Le Temps gagné

Une recension de Catherine Portevin, publié le

Ce pourrait être le roman people de la rentrée littéraire, ou l’enfance de Raphaël Enthoven dans les faubourgs littéraires de Saint-Germain-des-Prés. Cassons d’emblée la chronique mondaine. L’auteur a travaillé les pseudonymes, mais tout limier débutant saura décrypter ce faux roman à clefs. La mère du philosophe est la journaliste et écrivaine Catherine David et son père, Jean-Paul, est éditeur chez Grasset et grand ami de Bernard-Henri Lévy (appelé ici Élie), dont le jeune Raphaël a épousé la fille Justine (transposée en Faustine), avant de vivre avec Carla Bruni (baptisée Béatrice comme la muse de Dante), qui fut la compagne de son propre père. Ajoutez quelques figures secondaires (Michel Onfray, Arielle Dombasle entre autres…), et la ronde de ce bal de têtes donne le tournis (voir en particulier la scène, parfaite de cruauté maîtrisée, de son mariage avec « Faustine » devant le gratin réuni par les deux pères puissants). C’est ce tournis qu’il vaut d’endurer jusqu’à la nausée. Sinon, ces cinq cent et quelques pages ne seraient que l’exercice fastidieux d’un narcissisme en expansion et de règlements de compte élégamment tournés.

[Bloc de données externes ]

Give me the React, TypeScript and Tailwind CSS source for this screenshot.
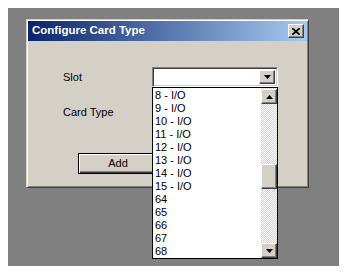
import React from "react";

const items = [
  "8 - I/O",
  "9 - I/O",
  "10 - I/O",
  "11 - I/O",
  "12 - I/O",
  "13 - I/O",
  "14 - I/O",
  "15 - I/O",
  "64",
  "65",
  "66",
  "67",
  "68",
];

function Down() {
  return (
    <svg width="7" height="4" viewBox="0 0 7 4">
      <path d="M0 0H7L3.5 4Z" fill="#000" />
    </svg>
  );
}
function Up() {
  return (
    <svg width="7" height="4" viewBox="0 0 7 4">
      <path d="M0 4H7L3.5 0Z" fill="#000" />
    </svg>
  );
}

const raised =
  "border border-t-white border-l-white border-r-[#404040] border-b-[#404040] shadow-[inset_-1px_-1px_#808080,inset_1px_1px_#d4d0c8] bg-[#d4d0c8]";

export default function App() {
  return (
    <div
      className="w-[347px] h-[275px] bg-white pt-[8px] pl-[8px]"
      style={{ fontFamily: '"Liberation Sans", Arial, sans-serif' }}
    >
      <div className="w-[331px] h-[258px] bg-[#808080] pt-[11px] pl-[18px]">
        <div className="relative w-[283px] h-[169px] bg-[#d4d0c8] border border-t-[#d4d0c8] border-l-[#d4d0c8] border-r-[#404040] border-b-[#404040] shadow-[inset_1px_1px_white,inset_-1px_-1px_#808080] p-[1px] flex flex-col">
          <div className="h-[20px] flex items-center justify-between pl-[4px] pr-[3px] bg-[linear-gradient(to_right,#0a246a,#a6caf0)]">
            <span className="text-white font-bold text-[11.5px] leading-none">
              Configure Card Type
            </span>
            <div className={`w-[16px] h-[14px] flex items-center justify-center ${raised}`}>
              <svg width="8" height="7" viewBox="0 0 8 7">
                <path d="M0 0L8 7M8 0L0 7" stroke="#000" strokeWidth="1.8" />
              </svg>
            </div>
          </div>

          <div className="flex flex-col pl-[35px] pt-[26px] text-[11px] text-black">
            <div className="flex items-center h-[20px]">
              <span className="w-[89px]">Slot</span>
              <div className="relative w-[126px] h-[20px] bg-white border border-t-[#808080] border-l-[#808080] border-b-white border-r-white shadow-[inset_1px_1px_#404040,inset_-1px_-1px_#d4d0c8] flex justify-end p-[2px]">
                <div className={`w-[16px] h-full flex items-center justify-center ${raised}`}>
                  <Down />
                </div>
                <div className="absolute left-[-1px] top-[19px] w-[126px] h-[172px] bg-white border border-black z-10 flex">
                  <div className="flex-1 pt-[1px] pl-[2px]">
                    {items.map((t) => (
                      <div key={t} className="h-[13px] leading-[13px] text-[11px] text-black">
                        {t}
                      </div>
                    ))}
                  </div>
                  <div className="w-[16px] flex flex-col bg-[repeating-conic-gradient(#ffffff_0%_25%,#d4d0c8_0%_50%)] bg-[length:2px_2px]">
                    <div className={`h-[15px] mt-[1px] flex items-center justify-center ${raised}`}>
                      <Up />
                    </div>
                    <div className="h-[60px]" />
                    <div className={`h-[25px] ${raised}`} />
                    <div className="flex-1" />
                    <div className={`h-[15px] flex items-center justify-center ${raised}`}>
                      <Down />
                    </div>
                  </div>
                </div>
              </div>
            </div>
            <div className="flex items-center h-[20px] mt-[15px]">
              <span className="w-[89px]">Card Type</span>
            </div>
            <div className="mt-[31px] pl-[15px]">
              <div className="w-[80px] h-[21px] border border-black bg-[#d4d0c8] shadow-[inset_1px_1px_white,inset_-1px_-1px_#404040,inset_-2px_-2px_#808080] flex items-center justify-center text-[11px]">
                Add
              </div>
            </div>
          </div>
        </div>
      </div>
    </div>
  );
}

« Je n’étais pas, je crois, ce qu’on appelle “un enfant battu” » : l’entrée en matière en forme de dénégation est ironique et brutale. Ironique, puisque Raphaël Enthoven joue avec les poncifs attachés à son milieu qui « aime les films d’auteur, défend le pouvoir en place, hérite de ses diplômes, roule sur l’or, […] habite le Quartier latin ». Brutal car, de fait, il fut élevé par son beau-père (nommé ici Isidore, ou « le Gros », ou crûment « connard ») par gifles, coups de poings et humiliations répétées avec l’assentiment d’une mère sous emprise. Le père, en revanche, est le héros magnifique, enthousiaste, débordant, séduisant, vénérant les livres. C’est de lui que le futur philosophe tient son adage (provisoire) : « Gagne du temps », que l’on peut traduire au choix par « ose tout, sois prétentieux, fais tout trop vite, ne t’intéresse qu’aux conclusions… », manière de conjurer d’avance la mélancolie du temps perdu… en vain. Mais c’est surtout la violence qui frappe, dureté des lâchetés sourdes et de la méchanceté froide. Enthoven ne déteste personne (hormis ledit « connard » et les travers de l’intelligentsia de gauche, mais surtout pas sa mère), mais il ne sauve personne, même pas son père, à peine lui-même. Que Raphaël ne soit pas un ange, qu’Enthoven ne soit pas le gentil garçon brillant, courtois et sage que l’on apprécie généralement à bon droit, au fond, c’est une bonne nouvelle. Il faut à la littérature, et plus encore à la philosophie, de n’être jamais réconciliée.